* _The request_: Gather each line containing the string "screenshot" from these entries.

* _Extracted data_:
>> BEGIN
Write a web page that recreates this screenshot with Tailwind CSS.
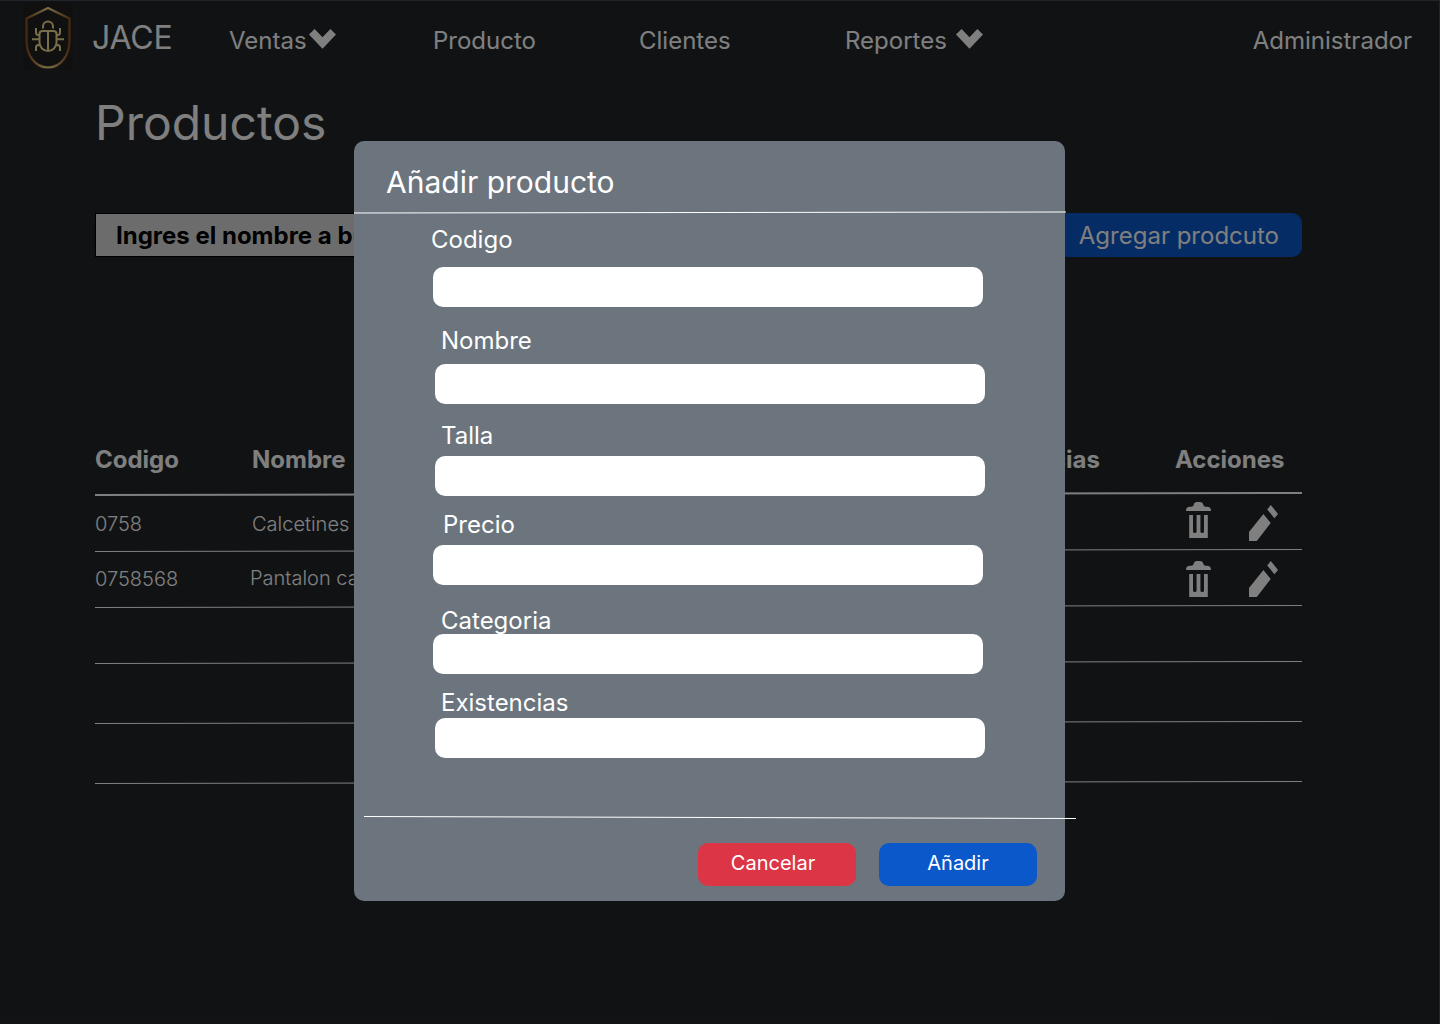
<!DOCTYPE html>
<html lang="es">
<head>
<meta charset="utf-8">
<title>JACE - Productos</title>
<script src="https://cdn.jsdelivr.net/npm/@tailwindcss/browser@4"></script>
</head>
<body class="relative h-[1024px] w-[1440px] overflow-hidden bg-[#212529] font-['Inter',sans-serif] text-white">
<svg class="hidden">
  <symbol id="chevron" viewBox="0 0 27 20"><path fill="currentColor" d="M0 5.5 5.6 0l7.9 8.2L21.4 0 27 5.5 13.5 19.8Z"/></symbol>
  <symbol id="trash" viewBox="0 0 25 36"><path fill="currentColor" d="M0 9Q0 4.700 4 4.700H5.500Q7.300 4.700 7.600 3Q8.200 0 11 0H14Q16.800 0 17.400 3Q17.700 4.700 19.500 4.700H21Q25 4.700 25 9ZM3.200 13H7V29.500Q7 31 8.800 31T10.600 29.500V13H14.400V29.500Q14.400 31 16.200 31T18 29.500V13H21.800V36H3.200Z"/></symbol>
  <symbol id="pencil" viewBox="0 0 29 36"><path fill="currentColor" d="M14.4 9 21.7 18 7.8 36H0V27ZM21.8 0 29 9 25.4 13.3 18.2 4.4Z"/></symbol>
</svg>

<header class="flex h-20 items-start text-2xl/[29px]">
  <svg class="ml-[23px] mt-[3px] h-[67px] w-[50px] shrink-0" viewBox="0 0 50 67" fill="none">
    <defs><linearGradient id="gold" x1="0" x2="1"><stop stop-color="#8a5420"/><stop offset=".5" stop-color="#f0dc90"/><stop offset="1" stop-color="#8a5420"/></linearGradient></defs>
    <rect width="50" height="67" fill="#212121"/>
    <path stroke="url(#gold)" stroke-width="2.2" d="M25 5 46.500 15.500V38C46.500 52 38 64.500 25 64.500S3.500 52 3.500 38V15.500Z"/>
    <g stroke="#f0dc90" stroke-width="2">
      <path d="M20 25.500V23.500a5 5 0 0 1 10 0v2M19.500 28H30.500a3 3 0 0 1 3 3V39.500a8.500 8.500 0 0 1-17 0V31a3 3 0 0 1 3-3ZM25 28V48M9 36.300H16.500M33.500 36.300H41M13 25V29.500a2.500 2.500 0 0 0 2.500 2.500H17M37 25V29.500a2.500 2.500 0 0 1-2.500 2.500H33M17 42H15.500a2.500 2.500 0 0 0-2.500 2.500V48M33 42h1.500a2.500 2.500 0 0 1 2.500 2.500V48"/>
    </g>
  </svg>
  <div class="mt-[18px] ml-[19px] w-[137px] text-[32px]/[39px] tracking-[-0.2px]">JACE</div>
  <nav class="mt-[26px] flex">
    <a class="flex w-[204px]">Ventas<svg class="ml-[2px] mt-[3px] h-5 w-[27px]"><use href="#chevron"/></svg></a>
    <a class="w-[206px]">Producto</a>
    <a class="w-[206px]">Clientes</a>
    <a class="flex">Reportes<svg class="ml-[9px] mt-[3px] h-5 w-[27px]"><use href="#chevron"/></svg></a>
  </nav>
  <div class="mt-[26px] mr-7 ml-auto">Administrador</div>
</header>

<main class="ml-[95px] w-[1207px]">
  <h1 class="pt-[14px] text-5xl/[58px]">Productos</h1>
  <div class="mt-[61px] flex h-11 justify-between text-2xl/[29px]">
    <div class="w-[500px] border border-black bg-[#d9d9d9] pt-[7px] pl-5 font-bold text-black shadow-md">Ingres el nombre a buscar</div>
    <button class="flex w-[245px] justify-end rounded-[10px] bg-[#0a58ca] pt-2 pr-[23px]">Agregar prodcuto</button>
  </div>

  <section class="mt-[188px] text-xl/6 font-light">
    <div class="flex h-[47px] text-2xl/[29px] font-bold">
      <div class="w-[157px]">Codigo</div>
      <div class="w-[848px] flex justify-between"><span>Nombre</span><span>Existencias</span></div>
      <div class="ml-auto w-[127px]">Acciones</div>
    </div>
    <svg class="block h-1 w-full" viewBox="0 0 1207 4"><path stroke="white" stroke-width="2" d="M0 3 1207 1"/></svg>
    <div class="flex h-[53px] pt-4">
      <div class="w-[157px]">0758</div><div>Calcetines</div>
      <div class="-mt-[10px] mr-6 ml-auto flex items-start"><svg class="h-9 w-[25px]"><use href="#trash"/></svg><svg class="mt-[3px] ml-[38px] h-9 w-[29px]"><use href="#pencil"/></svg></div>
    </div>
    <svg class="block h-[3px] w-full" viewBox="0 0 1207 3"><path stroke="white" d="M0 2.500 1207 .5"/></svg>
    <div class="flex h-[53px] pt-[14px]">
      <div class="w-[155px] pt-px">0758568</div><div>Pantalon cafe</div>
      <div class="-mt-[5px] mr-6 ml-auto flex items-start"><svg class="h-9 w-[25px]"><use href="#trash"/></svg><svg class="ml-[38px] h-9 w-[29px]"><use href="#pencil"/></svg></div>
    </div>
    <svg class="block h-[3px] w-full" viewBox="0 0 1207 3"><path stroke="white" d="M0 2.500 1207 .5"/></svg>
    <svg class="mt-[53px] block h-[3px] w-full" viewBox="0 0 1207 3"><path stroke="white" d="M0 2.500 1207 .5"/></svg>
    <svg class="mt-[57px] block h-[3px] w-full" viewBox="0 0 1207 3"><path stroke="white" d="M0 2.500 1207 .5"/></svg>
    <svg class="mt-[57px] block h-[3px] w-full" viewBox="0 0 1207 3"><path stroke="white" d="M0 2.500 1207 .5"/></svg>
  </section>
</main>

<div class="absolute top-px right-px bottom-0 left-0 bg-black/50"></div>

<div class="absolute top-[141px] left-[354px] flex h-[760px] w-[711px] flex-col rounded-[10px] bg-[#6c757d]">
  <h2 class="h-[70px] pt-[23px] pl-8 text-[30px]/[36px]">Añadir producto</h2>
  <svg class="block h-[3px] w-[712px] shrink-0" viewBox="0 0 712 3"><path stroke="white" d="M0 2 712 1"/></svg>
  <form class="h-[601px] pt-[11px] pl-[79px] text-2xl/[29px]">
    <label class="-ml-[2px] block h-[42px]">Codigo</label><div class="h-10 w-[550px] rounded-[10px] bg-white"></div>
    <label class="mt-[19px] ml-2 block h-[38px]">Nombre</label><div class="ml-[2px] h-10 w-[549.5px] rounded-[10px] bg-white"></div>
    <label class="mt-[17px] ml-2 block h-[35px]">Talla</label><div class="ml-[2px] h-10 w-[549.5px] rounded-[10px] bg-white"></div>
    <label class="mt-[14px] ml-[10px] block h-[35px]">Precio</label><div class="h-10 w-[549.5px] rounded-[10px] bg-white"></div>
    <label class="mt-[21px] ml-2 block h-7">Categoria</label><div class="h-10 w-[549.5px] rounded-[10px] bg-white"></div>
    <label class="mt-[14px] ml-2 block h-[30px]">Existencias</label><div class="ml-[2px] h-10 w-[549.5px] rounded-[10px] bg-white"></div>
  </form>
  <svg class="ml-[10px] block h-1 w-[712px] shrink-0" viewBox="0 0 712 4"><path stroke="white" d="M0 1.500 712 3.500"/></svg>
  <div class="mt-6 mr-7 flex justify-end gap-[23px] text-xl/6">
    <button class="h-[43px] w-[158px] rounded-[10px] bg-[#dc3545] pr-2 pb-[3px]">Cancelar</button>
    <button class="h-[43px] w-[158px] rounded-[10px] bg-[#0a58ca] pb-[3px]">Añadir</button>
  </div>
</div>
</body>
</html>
>> END
>> BEGIN
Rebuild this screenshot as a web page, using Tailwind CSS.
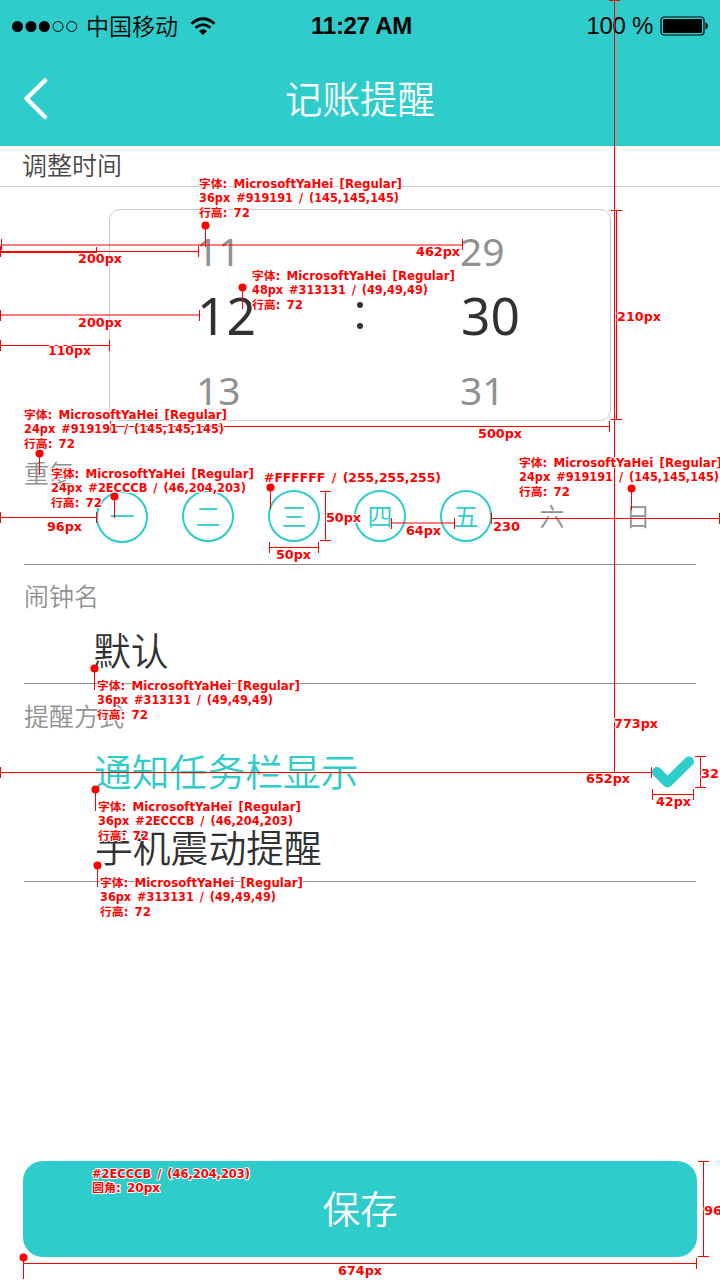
>> END
* _Solution for this problem_:
Write a web page that recreates this screenshot with Tailwind CSS.
Rebuild this screenshot as a web page, using Tailwind CSS.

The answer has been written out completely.